El Nuevo Testamento presenta una visión clara y coherente de la iglesia como una comunidad unificada de creyentes, establecida por la vida, muerte y resurrección de Jesucristo. La unidad no se presenta como un mero ideal o una característica opcional, sino como algo fundamental para la identidad y la misión de la iglesia. Desde las enseñanzas de Jesús en los evangelios, pasando por las cartas de los apóstoles y terminando en el Apocalipsis, la unidad de la iglesia es presentada como un don divino y, al mismo tiempo, una responsabilidad humana. Veamos tres características esenciales de la unidad de la iglesia:
Es un reflejo de la unidad divina. En Juan 17:21, Jesús ora por la unidad de sus seguidores: “Que todos sean uno, como tú, Padre, en mí, y yo en ti. Que también ellos sean uno en nosotros, para que el mundo crea que tú me enviaste”. Esta oración relaciona la unidad de la iglesia con la naturaleza misma de la Trinidad, en la cual el Padre, el Hijo y el Espíritu Santo coexisten y actúan en perfecta armonía.

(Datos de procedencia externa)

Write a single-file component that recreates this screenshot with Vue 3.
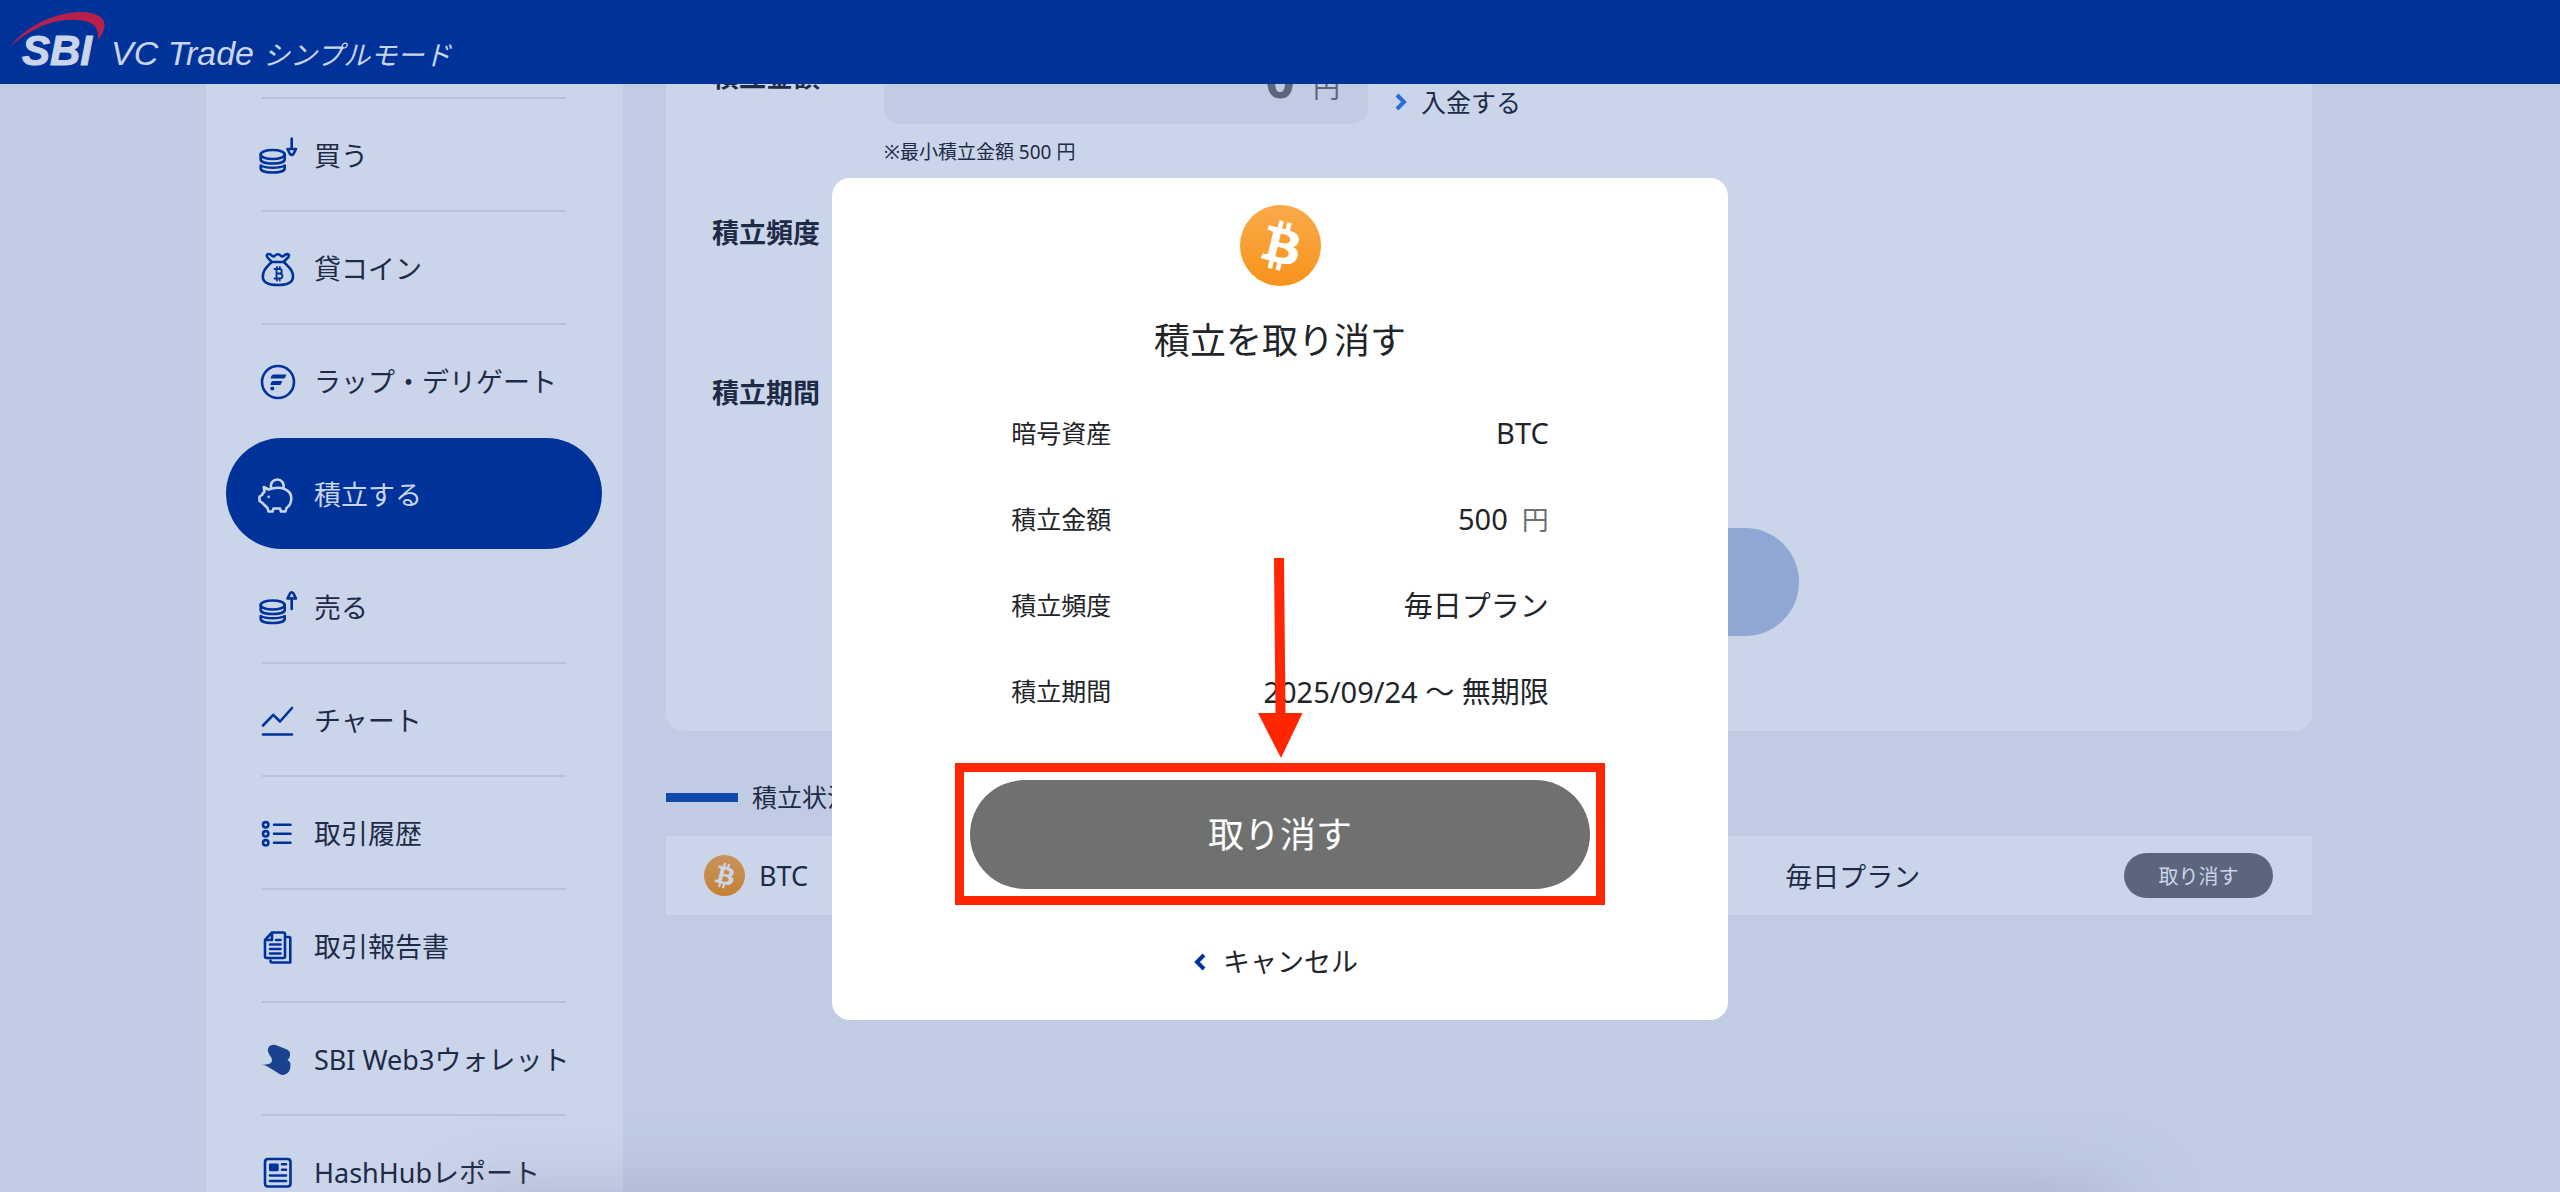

La unidad entre los creyentes debe reflejar esta unidad divina, pues es por medio de ella que la iglesia puede dar un testimonio auténtico al mundo acerca de Jesús. Este pasaje deja en claro que la unidad no es simplemente organizativa, sino profundamente espiritual y relacional.
Se basa en la igualdad en la diversidad. El apóstol Pablo desarrolla esta idea clave en varias de sus cartas, especialmente en 1 Corintios 12 y Efesios 4. Una de las metáforas utilizadas para explicar este concepto es la del cuerpo humano. Cada creyente es una parte única y necesaria del cuerpo, y aunque hay diversidad de funciones, hay también unidad de propósito e identidad. Ninguna parte es superior o más importante que otra. Más bien, todas son interdependientes, valiosas y necesarias. Respetar la dignidad de cada creyente independientemente de los dones que tenga es una de las claves de la unidad: “El secreto de la unidad se halla en la igualdad de los creyentes en Cristo” (Elena de White, Mensajes selectos [ACES, 2015], t. 1, p. 316).
Surge de la obra del Espíritu. La carta de Pablo a los Efesios refuerza aún más el fundamento teológico y práctico de la unidad. En Efesios 4:3 insta a los creyentes a esforzarse por “guardar la unidad del Espíritu en el vínculo de la paz”. El apóstol luego explica que la unidad de la iglesia es un fruto de tener “un solo Espíritu, […] un Señor, una fe, un bautismo, un Dios y Padre de todos, que está sobre todos, por todos y en todos” (vers. 4-6; cursiva añadida). El final del pasaje es revelador. La unidad es posible solo cuando dejamos que Dios actúe en nuestras vidas y habite en nuestro corazón. Por lo tanto, la unidad de la iglesia no surge de la nada, ni tampoco es un producto humano, sino que es una realidad establecida por Dios que estamos llamados a preservar mediante la humildad, la compasión y el perdón (vers. 32).
A modo de conclusión, podemos notar como Hechos 2 ofrece un ejemplo práctico de la unidad de los primeros cristianos. Después del Pentecostés, se dice que “todos los creyentes estaban unidos y tenían todas las cosas en común. […] Seguían reuniéndose cada día en el templo.
Y en las casas partían el pan y comían juntos con alegría y sencillez de corazón, alabando a Dios, y disfrutando la simpatía de todo el pueblo” (vers. 43-47). Su unidad era visible en el culto y en la vida como comunidad; algo tan auténtico y cautivante que atraía a otros a la fe. La unidad, por tanto, tenía poder evangelizador.